Like Ingmar Bergman late in his life, Will Eisner gave up film for the theater. He has taken a couple of years to write each of his recent books, working alone in Florida, and they have grown progressively more intimate and subtle. With one exception (Life on Another Planet, which is not a star-trotting adventure but a look at how a mere hint that we might not be alone can unleash earthly paranoia), all of Eisner’s graphic novels and story collections are works of memory, most of them centered around the Bronx of his upbringing (New York: The Big City, Dropsie Avenue: The Neighborhood, The Building, Invisible People, Minor Miracles), others dealing with his later life. We see one or two characters at a time in an abstracted setting, as if on a stage set, and we watch as they betray their brothers, seduce their antagonists, die of heartache, and occasionally find love or solace.

Who are these books for? What would one of the teenager boys roaming the aisles of a comics shop think if he picked up Minor Miracles and flipped through the first story, in which disreputable Amos borrows money from his responsible brother Irving to open a furniture shop and drives him to ruin, or Family Matter, wherein wheelchair-bound Ben sits silently as his children gather on his ninetieth birthday to fight over his estate? The answer, no doubt, is the same one Chuck Jones, the auteur of the Warner Bros. cartoon stable, gave when he was asked whom he made his films for: children or adults? Jones said neither; he made them for himself.

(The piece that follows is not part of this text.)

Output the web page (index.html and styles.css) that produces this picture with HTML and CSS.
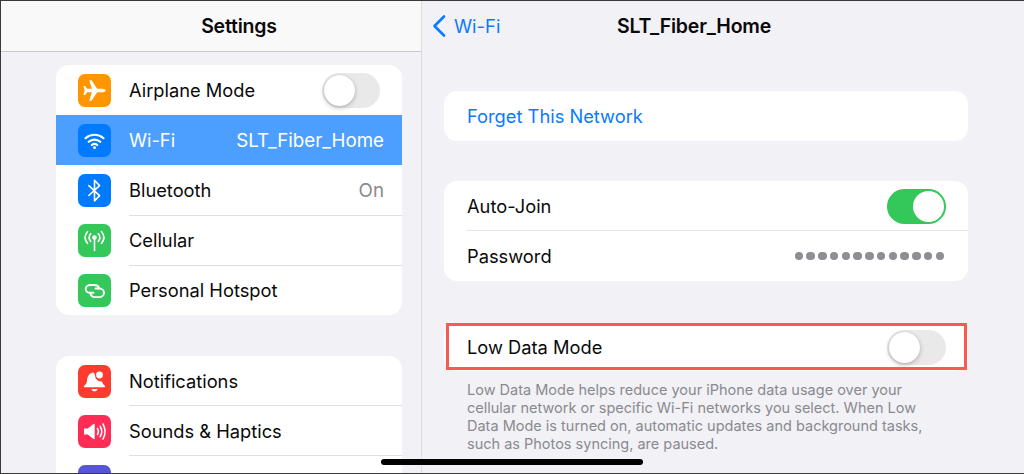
FILE: index.html
```html
<!DOCTYPE html>
<html lang="en">
<head>
<meta charset="utf-8">
<title>Low Data Mode</title>
<link rel="stylesheet" href="styles.css">
</head>
<body>
<div class="frame">
  <aside class="sidebar">
    <header class="side-head"><h1 class="title">Settings</h1></header>
    <div class="side-scroll">
      <section class="card side-card">
        <div class="row">
          <span class="icon orange"><svg viewBox="0 0 33 33"><path d="M27.500 16.500c0-1.100-1.600-1.800-3.200-1.800h-5.100L13.600 6.300h-2.400l2.700 8.400H9.100L7 12.100H5.500l1.100 4.400-1.100 4.400H7l2.100-2.600h4.800l-2.700 8.400h2.400l5.600-8.400h5.100c1.600 0 3.200-.7 3.200-1.800z"/></svg></span>
          <div class="row-body"><span class="label">Airplane Mode</span><span class="toggle"></span></div>
        </div>
        <div class="row selected">
          <span class="icon blue"><svg viewBox="0 0 33 33" class="line"><path d="M7.500 14.200c5.200-4.600 12.800-4.600 18 0"/><path d="M10.700 17.800c3.400-3 8.200-3 11.600 0"/><path d="M13.800 21c1.700-1.300 3.700-1.300 5.400 0"/><circle class="fill" cx="16.500" cy="23.700" r="1.400"/></svg></span>
          <div class="row-body"><span class="label">Wi-Fi</span><span class="value">SLT_Fiber_Home</span></div>
        </div>
        <div class="row">
          <span class="icon blue"><svg viewBox="0 0 33 33" class="line thin"><path d="M10.800 11.700l10.800 9.900-5.100 5.300V6.300l5.100 5.300-10.800 9.900"/></svg></span>
          <div class="row-body sep"><span class="label">Bluetooth</span><span class="value muted">On</span></div>
        </div>
        <div class="row">
          <span class="icon green"><svg viewBox="0 0 33 33" class="line thin"><circle class="fill" cx="16.500" cy="13.500" r="2.300"/><path d="M16.500 14v12.500"/><path d="M12.800 9.500c-2 2.400-2 5.600 0 8"/><path d="M20.200 9.500c2 2.400 2 5.600 0 8"/><path d="M9.600 7.500c-3.200 3.800-3.200 8.200 0 12"/><path d="M23.400 7.500c3.200 3.800 3.200 8.200 0 12"/></svg></span>
          <div class="row-body sep"><span class="label">Cellular</span></div>
        </div>
        <div class="row">
          <span class="icon green"><svg viewBox="0 0 33 33" class="line link-icon"><path d="M15.500 18.800h-3c-2.800 0-4.800-1.700-4.800-3.900s2-3.900 4.800-3.900H16c2.800 0 4.800 1.500 4.800 3.500"/><path d="M17.500 14.500H21c2.900 0 5 1.800 5 4.200s-2.100 4.400-5 4.400h-4c-2.700 0-4.500-1.600-4.500-3.800"/></svg></span>
          <div class="row-body"><span class="label">Personal Hotspot</span></div>
        </div>
      </section>
      <section class="card side-card second">
        <div class="row">
          <span class="icon red"><svg viewBox="0 0 33 33"><path d="M15.500 7.500c-4.500.6-6.200 4.200-6.500 8-.2 2.500-1 3.800-2.800 5.300-.6.500-.3 1.400.5 1.400h19.600c.8 0 1.100-.9.500-1.400-1.500-1.300-2.400-2.500-2.700-4.300-3.500.3-6.500-2-7-5.300-.1-1.400-.9-3.700-1.600-3.700z"/><circle cx="21.500" cy="10" r="3.400"/><path d="M13.500 24h6c-.4 1.500-1.500 2.300-3 2.300s-2.600-.8-3-2.300z"/></svg></span>
          <div class="row-body sep"><span class="label">Notifications</span></div>
        </div>
        <div class="row">
          <span class="icon pink"><svg viewBox="0 0 33 33"><path d="M6 13.500h3.800L15.500 9c.6-.4 1.200 0 1.200.6v13.800c0 .6-.6 1-1.200.6l-5.700-4.500H6z"/><g class="line thin"><path d="M19.500 13.500c1.200 2 1.200 4 0 6"/><path d="M22.200 11.300c2 3.400 2 7 0 10.400"/><path d="M25 9c2.700 4.800 2.700 10.200 0 15"/></g></svg></span>
          <div class="row-body sep"><span class="label">Sounds &amp; Haptics</span></div>
        </div>
        <div class="row">
          <span class="icon purple"></span>
          <div class="row-body"></div>
        </div>
      </section>
    </div>
  </aside>
  <main class="detail">
    <header class="nav">
      <span class="back"><svg class="chevron" viewBox="0 0 14 24"><path d="M12 2.500L2.500 12 12 21.500"/></svg>Wi-Fi</span>
      <h2 class="title nav-title">SLT_Fiber_Home</h2>
    </header>
    <section class="card detail-card first">
      <div class="drow"><span class="label link">Forget This Network</span></div>
    </section>
    <section class="card detail-card">
      <div class="drow"><div class="drow-body sep"><span class="label">Auto-Join</span><span class="toggle on"></span></div></div>
      <div class="drow"><div class="drow-body"><span class="label">Password</span>
        <span class="dots"><i></i><i></i><i></i><i></i><i></i><i></i><i></i><i></i><i></i><i></i><i></i><i></i><i></i></span></div></div>
    </section>
    <section class="card detail-card low">
      <div class="drow"><div class="drow-body"><span class="label">Low Data Mode</span><span class="toggle"></span></div></div>
    </section>
    <p class="caption">Low Data Mode helps reduce your iPhone data usage over your cellular network or specific Wi-Fi networks you select. When Low Data Mode is turned on, automatic updates and background tasks, such as Photos syncing, are paused.</p>
  </main>
  <div class="home-bar"></div>
</div>
</body>
</html>
```
FILE: styles.css
```css
* { box-sizing: border-box; }
html, body { margin: 0; height: 100%; overflow: hidden; }
body { font-family: "Inter", "Liberation Sans", sans-serif; color: #0a0a0a; background: #f2f2f7; }
.frame { position: relative; display: flex; width: 1024px; height: 474px; overflow: hidden; border-top: 1px solid #3a3a3c; border-bottom: 1px solid #3a3a3c; border-left: 1px solid #3a3a3c; background: #f1f1f6; }

.sidebar { width: 421px; flex: none; display: flex; flex-direction: column; border-right: 1px solid #dcdce0; background: #f1f1f6; }
.side-head { height: 51px; flex: none; display: flex; align-items: center; justify-content: center; padding: 0 0 1px 56px; background: #f9f9fa; border-bottom: 1px solid #c9c9cb; }
.title { margin: 0; font-size: 19.5px; font-weight: 600; letter-spacing: -0.2px; }
.side-scroll { flex: 1; overflow: hidden; padding: 13px 19px 0 55px; }
.card { background: #fff; border-radius: 13px; overflow: hidden; }
.side-card.second { margin-top: 41px; }

.row { display: flex; height: 50px; align-items: center; }
.row.selected { background: #4c9ffe; color: #fff; }
.icon { width: 33px; height: 33px; flex: none; margin: 0 18px 0 22px; border-radius: 7px; }
.icon svg { display: block; width: 33px; height: 33px; fill: #fff; }
.line path, .line { fill: none; stroke: #fff; stroke-width: 2.2; stroke-linecap: round; stroke-linejoin: round; }
.thin, .thin path { stroke-width: 1.6; }
.link-icon path { stroke-width: 1.9; }
.line .fill { fill: #fff; stroke: none; }
.orange { background: #ff9500; }
.blue { background: #007aff; }
.green { background: #34c759; }
.red { background: #ff3b30; }
.pink { background: #ff2d55; }
.purple { background: #5856d6; }

.row-body { flex: 1; height: 50px; display: flex; align-items: center; justify-content: space-between; padding-right: 18px; }
.row-body.sep { box-shadow: 0 1px 0 #dfdfe1; }
.second .row-body.sep { box-shadow: inset 0 -1px 0 #dfdfe1; }
.row-body .toggle { margin-right: 4px; }
.label { font-size: 18.3px; white-space: nowrap; }
.value { font-size: 18.75px; white-space: nowrap; }
.value.muted { color: #8a8a8e; }

.toggle { position: relative; width: 58px; height: 35px; flex: none; border-radius: 18px; background: #e9e9ea; }
.toggle::after { content: ""; position: absolute; top: 2px; left: 2px; width: 31px; height: 31px; border-radius: 50%; background: #fff; box-shadow: 0 2px 5px rgba(0,0,0,.22), 0 0 1px rgba(0,0,0,.2); }
.toggle.on { background: #34c759; }
.toggle.on::after { left: 26px; box-shadow: none; }
.drow-body .toggle { width: 59px; margin-right: 0; }

.detail { flex: 1; min-width: 0; }
.nav { position: relative; height: 51px; display: flex; align-items: center; justify-content: center; }
.back { position: absolute; left: 10px; top: 0; height: 50px; display: flex; align-items: center; gap: 8px; font-size: 18.4px; color: #0a7aff; }
.chevron { width: 14px; height: 24px; fill: none; stroke: #0a7aff; stroke-width: 2.6; stroke-linecap: round; stroke-linejoin: round; }
.nav-title { padding: 0 58px 1px 0; }
.detail-card { width: 524px; margin: 40px 0 0 22px; }
.detail-card.first { margin-top: 39px; }
.drow { height: 50px; display: flex; align-items: center; padding-left: 23px; }
.drow-body { flex: 1; height: 50px; display: flex; align-items: center; justify-content: space-between; padding-right: 22px; }
.drow-body.sep { box-shadow: inset 0 -1px 0 #e6e6e8; }
.link { color: #0a7aff; }
.dots { display: flex; gap: 3.25px; padding-right: 2px; }
.dots i { width: 8.5px; height: 8.5px; border-radius: 50%; background: #8e8e93; }

.low { position: relative; margin-top: 42px; height: 48px; overflow: visible; }
.low .drow { height: 48px; }
.low .drow-body { height: 48px; }
.low::after { content: ""; position: absolute; left: 2px; right: 1px; top: 0; bottom: 1px; border: 3px solid #f65a52; }
.caption { width: 470px; margin: 10px 0 0 45px; font-size: 14.5px; line-height: 18px; color: #8a8a8e; }

.home-bar { position: absolute; left: 380px; top: 458px; width: 262px; height: 6px; border-radius: 3px; background: #000; }
```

For the cover of the Will Eisner Reader, the author made a watercolor painting of an old man in Bermuda shorts, gazing in awe at a young boy blithely constructing a mammoth building complex out of sand. The man looks very much like Eisner himself, long-faced, wide in the middle, and arch-backed from too many years at the drawing board. But the kid is doing what Eisner has done, using the stuff of child’s play to make something improbably grand.